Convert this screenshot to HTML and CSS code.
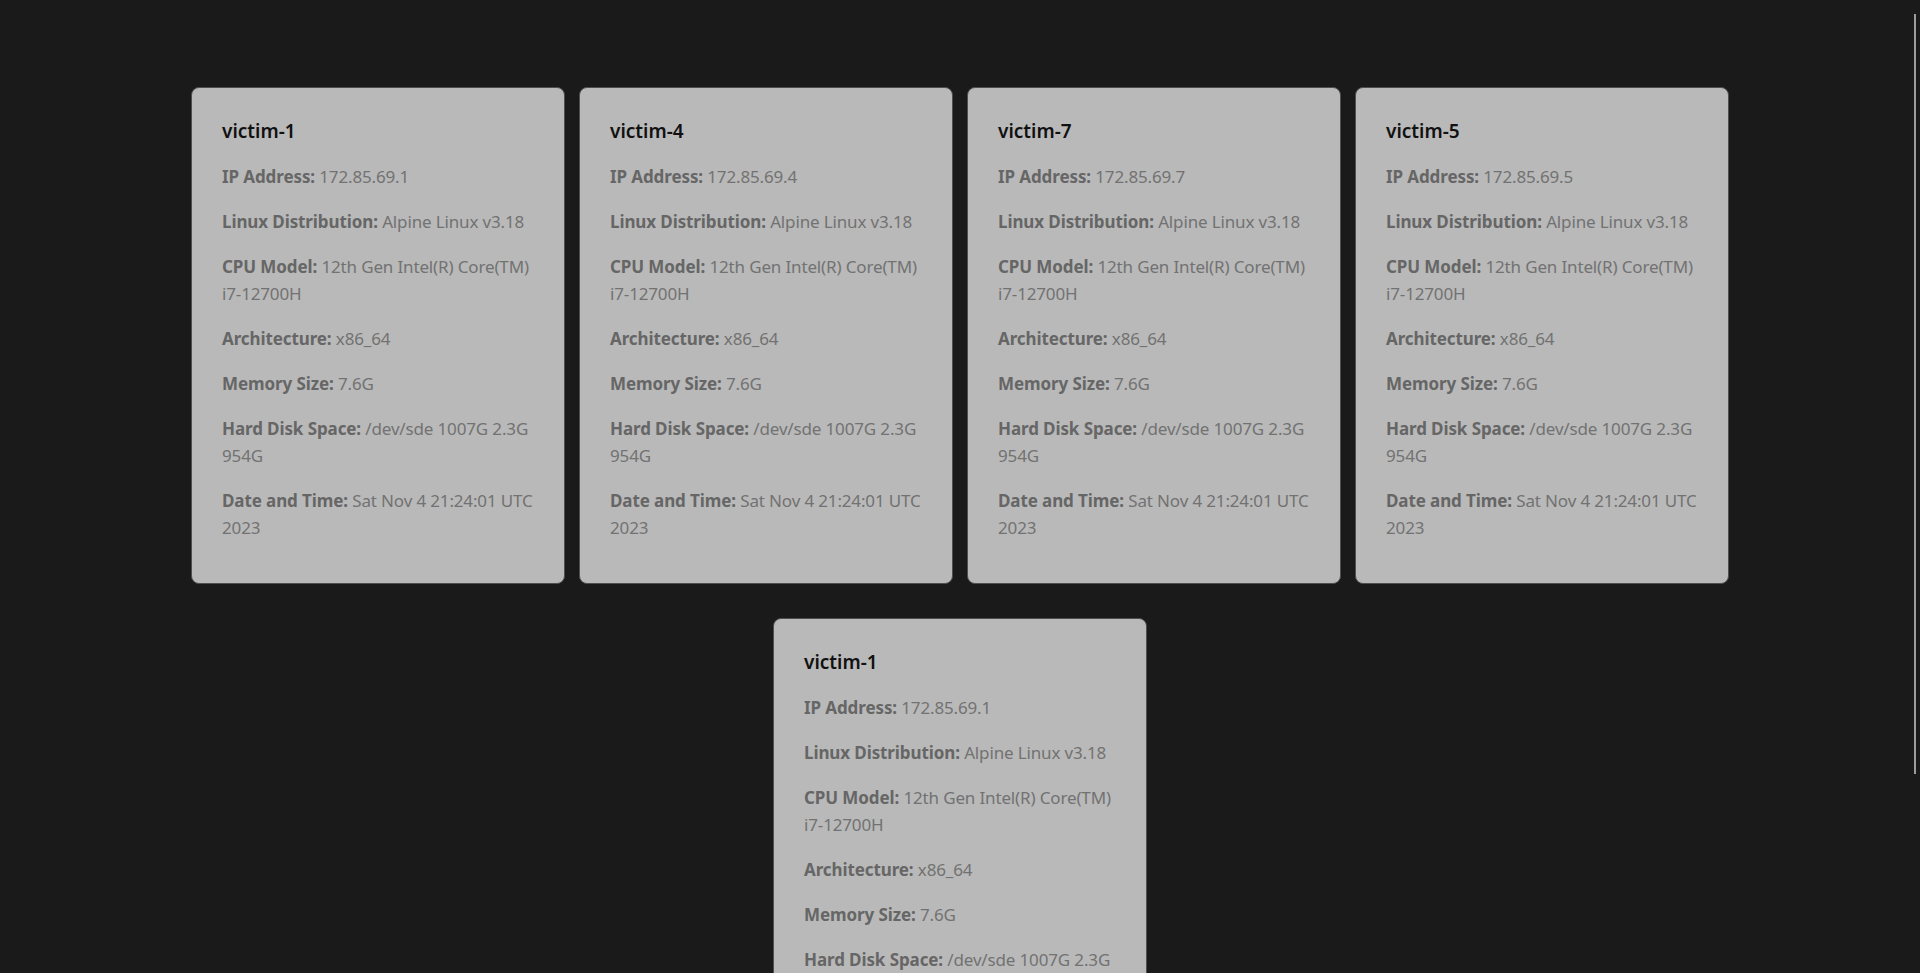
FILE: index.html
```html
<!DOCTYPE html>
<html lang="en">
<head>
<meta charset="utf-8">
<title>Victims</title>
<link rel="stylesheet" href="styles.css">
</head>
<body>
<main class="grid">
  <section class="card">
    <h3 class="card-title">victim-1</h3>
    <p><b>IP Address:</b> 172.85.69.1</p>
    <p><b>Linux Distribution:</b> Alpine Linux v3.18</p>
    <p><b>CPU Model:</b> 12th Gen Intel(R) Core(TM) i7-12700H</p>
    <p><b>Architecture:</b> x86_64</p>
    <p><b>Memory Size:</b> 7.6G</p>
    <p><b>Hard Disk Space:</b> /dev/sde 1007G 2.3G 954G</p>
    <p><b>Date and Time:</b> Sat Nov 4 21:24:01 UTC 2023</p>
  </section>
  <section class="card">
    <h3 class="card-title">victim-4</h3>
    <p><b>IP Address:</b> 172.85.69.4</p>
    <p><b>Linux Distribution:</b> Alpine Linux v3.18</p>
    <p><b>CPU Model:</b> 12th Gen Intel(R) Core(TM) i7-12700H</p>
    <p><b>Architecture:</b> x86_64</p>
    <p><b>Memory Size:</b> 7.6G</p>
    <p><b>Hard Disk Space:</b> /dev/sde 1007G 2.3G 954G</p>
    <p><b>Date and Time:</b> Sat Nov 4 21:24:01 UTC 2023</p>
  </section>
  <section class="card">
    <h3 class="card-title">victim-7</h3>
    <p><b>IP Address:</b> 172.85.69.7</p>
    <p><b>Linux Distribution:</b> Alpine Linux v3.18</p>
    <p><b>CPU Model:</b> 12th Gen Intel(R) Core(TM) i7-12700H</p>
    <p><b>Architecture:</b> x86_64</p>
    <p><b>Memory Size:</b> 7.6G</p>
    <p><b>Hard Disk Space:</b> /dev/sde 1007G 2.3G 954G</p>
    <p><b>Date and Time:</b> Sat Nov 4 21:24:01 UTC 2023</p>
  </section>
  <section class="card">
    <h3 class="card-title">victim-5</h3>
    <p><b>IP Address:</b> 172.85.69.5</p>
    <p><b>Linux Distribution:</b> Alpine Linux v3.18</p>
    <p><b>CPU Model:</b> 12th Gen Intel(R) Core(TM) i7-12700H</p>
    <p><b>Architecture:</b> x86_64</p>
    <p><b>Memory Size:</b> 7.6G</p>
    <p><b>Hard Disk Space:</b> /dev/sde 1007G 2.3G 954G</p>
    <p><b>Date and Time:</b> Sat Nov 4 21:24:01 UTC 2023</p>
  </section>
  <section class="card">
    <h3 class="card-title">victim-1</h3>
    <p><b>IP Address:</b> 172.85.69.1</p>
    <p><b>Linux Distribution:</b> Alpine Linux v3.18</p>
    <p><b>CPU Model:</b> 12th Gen Intel(R) Core(TM) i7-12700H</p>
    <p><b>Architecture:</b> x86_64</p>
    <p><b>Memory Size:</b> 7.6G</p>
    <p><b>Hard Disk Space:</b> /dev/sde 1007G 2.3G 954G</p>
    <p><b>Date and Time:</b> Sat Nov 4 21:24:01 UTC 2023</p>
  </section>
</main>
<div class="scroll-thumb"></div>
</body>
</html>
```

FILE: styles.css
```css
html {
  scrollbar-width: none;
}
html::-webkit-scrollbar {
  display: none;
}
body {
  margin: 0;
  background: #1a1a1a;
  font-family: "Noto Sans", "Open Sans", sans-serif;
}
.grid {
  max-width: 1560px;
  margin: 0 auto;
  padding: 87px 0 80px;
  display: flex;
  flex-wrap: wrap;
  justify-content: center;
  gap: 34px 14px;
}
.card {
  box-sizing: border-box;
  width: 374px;
  padding: 24px 20px 24px 30px;
  background: #b9b9b9;
  border: 1px solid #4e4e4e;
  border-radius: 8px;
}
.card-title {
  margin: 4px 0 17px;
  font-size: 19px;
  line-height: 30px;
  font-weight: 600;
  color: #111;
}
.card p {
  margin: 0 0 18px;
  font-size: 17px;
  line-height: 27px;
  color: #727272;
  letter-spacing: -0.15px;
}
.card p b {
  font-weight: 700;
  color: #666;
  letter-spacing: -0.1px;
}
.scroll-thumb {
  position: fixed;
  top: 14px;
  right: 4px;
  width: 2px;
  height: 760px;
  background: #9c9c9c;
}
```
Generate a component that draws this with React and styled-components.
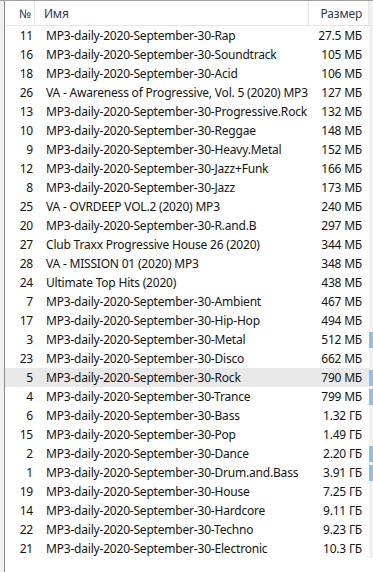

___

### Directions for this task
Pictures stay out; repeat all the rest of the records exactly.

### Correct response
Convert this screenshot to HTML and CSS code.
FILE: index.html
```html
<!DOCTYPE html>
<html lang="en">
<head>
<meta charset="utf-8">
<title>Victims</title>
<link rel="stylesheet" href="styles.css">
</head>
<body>
<main class="grid">
  <section class="card">
    <h3 class="card-title">victim-1</h3>
    <p><b>IP Address:</b> 172.85.69.1</p>
    <p><b>Linux Distribution:</b> Alpine Linux v3.18</p>
    <p><b>CPU Model:</b> 12th Gen Intel(R) Core(TM) i7-12700H</p>
    <p><b>Architecture:</b> x86_64</p>
    <p><b>Memory Size:</b> 7.6G</p>
    <p><b>Hard Disk Space:</b> /dev/sde 1007G 2.3G 954G</p>
    <p><b>Date and Time:</b> Sat Nov 4 21:24:01 UTC 2023</p>
  </section>
  <section class="card">
    <h3 class="card-title">victim-4</h3>
    <p><b>IP Address:</b> 172.85.69.4</p>
    <p><b>Linux Distribution:</b> Alpine Linux v3.18</p>
    <p><b>CPU Model:</b> 12th Gen Intel(R) Core(TM) i7-12700H</p>
    <p><b>Architecture:</b> x86_64</p>
    <p><b>Memory Size:</b> 7.6G</p>
    <p><b>Hard Disk Space:</b> /dev/sde 1007G 2.3G 954G</p>
    <p><b>Date and Time:</b> Sat Nov 4 21:24:01 UTC 2023</p>
  </section>
  <section class="card">
    <h3 class="card-title">victim-7</h3>
    <p><b>IP Address:</b> 172.85.69.7</p>
    <p><b>Linux Distribution:</b> Alpine Linux v3.18</p>
    <p><b>CPU Model:</b> 12th Gen Intel(R) Core(TM) i7-12700H</p>
    <p><b>Architecture:</b> x86_64</p>
    <p><b>Memory Size:</b> 7.6G</p>
    <p><b>Hard Disk Space:</b> /dev/sde 1007G 2.3G 954G</p>
    <p><b>Date and Time:</b> Sat Nov 4 21:24:01 UTC 2023</p>
  </section>
  <section class="card">
    <h3 class="card-title">victim-5</h3>
    <p><b>IP Address:</b> 172.85.69.5</p>
    <p><b>Linux Distribution:</b> Alpine Linux v3.18</p>
    <p><b>CPU Model:</b> 12th Gen Intel(R) Core(TM) i7-12700H</p>
    <p><b>Architecture:</b> x86_64</p>
    <p><b>Memory Size:</b> 7.6G</p>
    <p><b>Hard Disk Space:</b> /dev/sde 1007G 2.3G 954G</p>
    <p><b>Date and Time:</b> Sat Nov 4 21:24:01 UTC 2023</p>
  </section>
  <section class="card">
    <h3 class="card-title">victim-1</h3>
    <p><b>IP Address:</b> 172.85.69.1</p>
    <p><b>Linux Distribution:</b> Alpine Linux v3.18</p>
    <p><b>CPU Model:</b> 12th Gen Intel(R) Core(TM) i7-12700H</p>
    <p><b>Architecture:</b> x86_64</p>
    <p><b>Memory Size:</b> 7.6G</p>
    <p><b>Hard Disk Space:</b> /dev/sde 1007G 2.3G 954G</p>
    <p><b>Date and Time:</b> Sat Nov 4 21:24:01 UTC 2023</p>
  </section>
</main>
<div class="scroll-thumb"></div>
</body>
</html>
```

FILE: styles.css
```css
html {
  scrollbar-width: none;
}
html::-webkit-scrollbar {
  display: none;
}
body {
  margin: 0;
  background: #1a1a1a;
  font-family: "Noto Sans", "Open Sans", sans-serif;
}
.grid {
  max-width: 1560px;
  margin: 0 auto;
  padding: 87px 0 80px;
  display: flex;
  flex-wrap: wrap;
  justify-content: center;
  gap: 34px 14px;
}
.card {
  box-sizing: border-box;
  width: 374px;
  padding: 24px 20px 24px 30px;
  background: #b9b9b9;
  border: 1px solid #4e4e4e;
  border-radius: 8px;
}
.card-title {
  margin: 4px 0 17px;
  font-size: 19px;
  line-height: 30px;
  font-weight: 600;
  color: #111;
}
.card p {
  margin: 0 0 18px;
  font-size: 17px;
  line-height: 27px;
  color: #727272;
  letter-spacing: -0.15px;
}
.card p b {
  font-weight: 700;
  color: #666;
  letter-spacing: -0.1px;
}
.scroll-thumb {
  position: fixed;
  top: 14px;
  right: 4px;
  width: 2px;
  height: 760px;
  background: #9c9c9c;
}
```
Generate a component that draws this with React and styled-components.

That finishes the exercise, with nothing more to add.